Los demás no existen y lo mismo acaece con el Noucentisme, omnipresente en el espacio público y silenciado por no atraer ni turismo ni cuantiosos ingresos. Este error se reproduce con el racionalismo republicano y prosigue con el resto de fases en esas calles sin explicaciones historicistas, innecesarias a ojos de esos que nunca leen estos artículos.
El caso del edificio de Antonio Serés se debe a todo lo expuesto y a un lejano episodio político que pude descubrir en la hemeroteca. Barcelona cayó el 26 de enero de 1939. El 28 de mayo se publicó en La Vanguardia una terrible nota con un titular deleznable. Veinte mil pesetas de multa a un mal patriota.
“Denunciado a esta jefatura el vecino de Barcelona don Antonio Serés por haber dado órdenes a la portera de la finca de su propiedad, número 329 de la avenida del Generalísimo Franco, para que arrancara unos carteles de propaganda mural de nuestro glorioso movimiento nacional; se ha acordado imponer a tan mal patriota una multa de veinte mil pesetas.”
El artículo, tremendo, seguía con la obligación de volver a fijar los carteles, al tiempo que advertía a todos aquellos contrarios a la ideología y espíritu de la Nueva España. Serés pasó a ser un paria y sus dominios un perfecto exponente para difundir el credo de la dictadura.

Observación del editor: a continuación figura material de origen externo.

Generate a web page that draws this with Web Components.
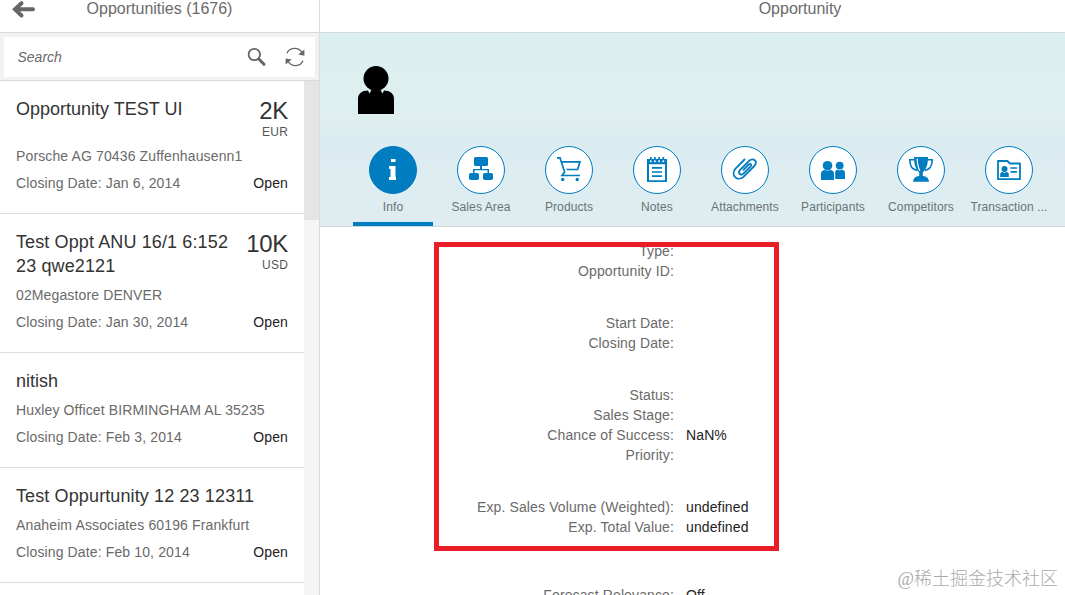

He buscado por todas partes la fecha de su fallecimiento, sin suerte alguna. Debió morir en la oscuridad de la desilusión, fantasma de la senectud, vestigio del amnésico pasado. El Franquismo lo condenó y la Democracia optó por privilegiar pensamientos únicos y borrar la diversidad edilicia del mapa. Uno tiene una edad y sabe que los esfuerzos se quedan en dignos, sin más, pero valga esta serie para reivindicar ese punto de unión entre Diagonal y passeig de Sant Joan, esa inmensidad inmaculada capaz de eclipsar el horizonte e hipnotizar los ojos del paseante.